• [Exercise task]: Take the material below and retype it in full; pictures are left out.

• [Recorded data]:
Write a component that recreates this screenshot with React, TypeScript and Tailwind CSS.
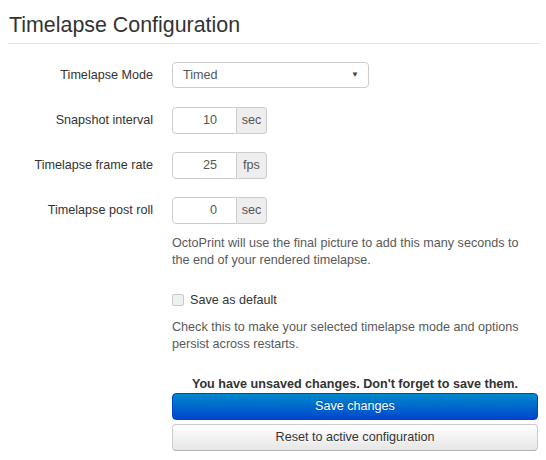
import React from "react";

function Row({ label, children }: { label: string; children: React.ReactNode }) {
  return (
    <div className="flex items-start">
      <div className="w-[153px] shrink-0 text-right h-[27px] leading-[27px]">{label}</div>
      <div className="ml-[19px]">{children}</div>
    </div>
  );
}

function AddonInput({ value, unit }: { value: string; unit: string }) {
  return (
    <div className="flex h-[27px]">
      <div className="w-[65px] h-full border border-[#cccccc] rounded-l-[4px] bg-white text-right pr-[19px] leading-[25px] text-[#555]">
        {value}
      </div>
      <div className="w-[30px] h-full border border-l-0 border-[#cccccc] rounded-r-[4px] bg-[#eeeeee] text-center leading-[25px] text-[#555]">
        {unit}
      </div>
    </div>
  );
}

export default function App() {
  return (
    <div
      className="w-[546px] h-[460px] bg-white text-[#333] text-[12.6px] overflow-hidden"
      style={{ fontFamily: '"Liberation Sans", Arial, sans-serif' }}
    >
      <div className="ml-[8px] w-[532px] h-[44px] border-b border-[#e5e5e5] text-[21.4px] leading-[50px] pl-[1px]">
        Timelapse Configuration
      </div>
      <div className="mt-[18px] flex flex-col gap-[18px]">
        <div className="flex items-center">
          <div className="w-[153px] shrink-0 text-right">Timelapse Mode</div>
          <div className="ml-[19px] w-[197px] h-[26px] border border-[#cccccc] rounded-[4px] bg-white flex items-center justify-between pl-[10px] pr-[9px] text-[#555]">
            <span>Timed</span>
            <span className="text-[8px] text-[#444]">▼</span>
          </div>
        </div>
        <div className="mt-[1px]">
          <Row label="Snapshot interval">
            <AddonInput value="10" unit="sec" />
          </Row>
        </div>
        <Row label="Timelapse frame rate">
          <AddonInput value="25" unit="fps" />
        </Row>
        <Row label="Timelapse post roll">
          <AddonInput value="0" unit="sec" />
          <div className="mt-[11px] w-[366px] leading-[17px] text-[#595959]">
            OctoPrint will use the final picture to add this many seconds to the end of your rendered timelapse.
          </div>
        </Row>
      </div>
      <div className="ml-[172px] w-[366px]">
        <div className="mt-[22px] flex items-center h-[18px]">
          <div className="w-[12px] h-[12px] border border-[#c8c8c8] rounded-[2px] bg-[#f0f0f0]" />
          <span className="ml-[6px]">Save as default</span>
        </div>
        <div className="mt-[10px] leading-[17px] text-[#595959]">
          Check this to make your selected timelapse mode and options persist across restarts.
        </div>
        <div className="mt-[22px] leading-[18px] font-bold text-center">
          You have unsaved changes. Don't forget to save them.
        </div>
        <div className="mt-[0px] h-[27px] rounded-[4px] border border-[#0044cc] bg-gradient-to-b from-[#0088cc] to-[#0044cc] text-white text-center leading-[25px] [text-shadow:0_-1px_0_rgba(0,0,0,0.25)]">
          Save changes
        </div>
        <div className="mt-[4px] h-[27px] rounded-[4px] border border-[#cccccc] border-b-[#b3b3b3] bg-gradient-to-b from-white to-[#e6e6e6] text-[#333] text-center leading-[25px] [text-shadow:0_1px_1px_rgba(255,255,255,0.75)]">
          Reset to active configuration
        </div>
      </div>
    </div>
  );
}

• [Written answer]:
Write a component that recreates this screenshot with React, TypeScript and Tailwind CSS.
import React from "react";

function Row({ label, children }: { label: string; children: React.ReactNode }) {
  return (
    <div className="flex items-start">
      <div className="w-[153px] shrink-0 text-right h-[27px] leading-[27px]">{label}</div>
      <div className="ml-[19px]">{children}</div>
    </div>
  );
}

function AddonInput({ value, unit }: { value: string; unit: string }) {
  return (
    <div className="flex h-[27px]">
      <div className="w-[65px] h-full border border-[#cccccc] rounded-l-[4px] bg-white text-right pr-[19px] leading-[25px] text-[#555]">
        {value}
      </div>
      <div className="w-[30px] h-full border border-l-0 border-[#cccccc] rounded-r-[4px] bg-[#eeeeee] text-center leading-[25px] text-[#555]">
        {unit}
      </div>
    </div>
  );
}

export default function App() {
  return (
    <div
      className="w-[546px] h-[460px] bg-white text-[#333] text-[12.6px] overflow-hidden"
      style={{ fontFamily: '"Liberation Sans", Arial, sans-serif' }}
    >
      <div className="ml-[8px] w-[532px] h-[44px] border-b border-[#e5e5e5] text-[21.4px] leading-[50px] pl-[1px]">
        Timelapse Configuration
      </div>
      <div className="mt-[18px] flex flex-col gap-[18px]">
        <div className="flex items-center">
          <div className="w-[153px] shrink-0 text-right">Timelapse Mode</div>
          <div className="ml-[19px] w-[197px] h-[26px] border border-[#cccccc] rounded-[4px] bg-white flex items-center justify-between pl-[10px] pr-[9px] text-[#555]">
            <span>Timed</span>
            <span className="text-[8px] text-[#444]">▼</span>
          </div>
        </div>
        <div className="mt-[1px]">
          <Row label="Snapshot interval">
            <AddonInput value="10" unit="sec" />
          </Row>
        </div>
        <Row label="Timelapse frame rate">
          <AddonInput value="25" unit="fps" />
        </Row>
        <Row label="Timelapse post roll">
          <AddonInput value="0" unit="sec" />
          <div className="mt-[11px] w-[366px] leading-[17px] text-[#595959]">
            OctoPrint will use the final picture to add this many seconds to the end of your rendered timelapse.
          </div>
        </Row>
      </div>
      <div className="ml-[172px] w-[366px]">
        <div className="mt-[22px] flex items-center h-[18px]">
          <div className="w-[12px] h-[12px] border border-[#c8c8c8] rounded-[2px] bg-[#f0f0f0]" />
          <span className="ml-[6px]">Save as default</span>
        </div>
        <div className="mt-[10px] leading-[17px] text-[#595959]">
          Check this to make your selected timelapse mode and options persist across restarts.
        </div>
        <div className="mt-[22px] leading-[18px] font-bold text-center">
          You have unsaved changes. Don't forget to save them.
        </div>
        <div className="mt-[0px] h-[27px] rounded-[4px] border border-[#0044cc] bg-gradient-to-b from-[#0088cc] to-[#0044cc] text-white text-center leading-[25px] [text-shadow:0_-1px_0_rgba(0,0,0,0.25)]">
          Save changes
        </div>
        <div className="mt-[4px] h-[27px] rounded-[4px] border border-[#cccccc] border-b-[#b3b3b3] bg-gradient-to-b from-white to-[#e6e6e6] text-[#333] text-center leading-[25px] [text-shadow:0_1px_1px_rgba(255,255,255,0.75)]">
          Reset to active configuration
        </div>
      </div>
    </div>
  );
}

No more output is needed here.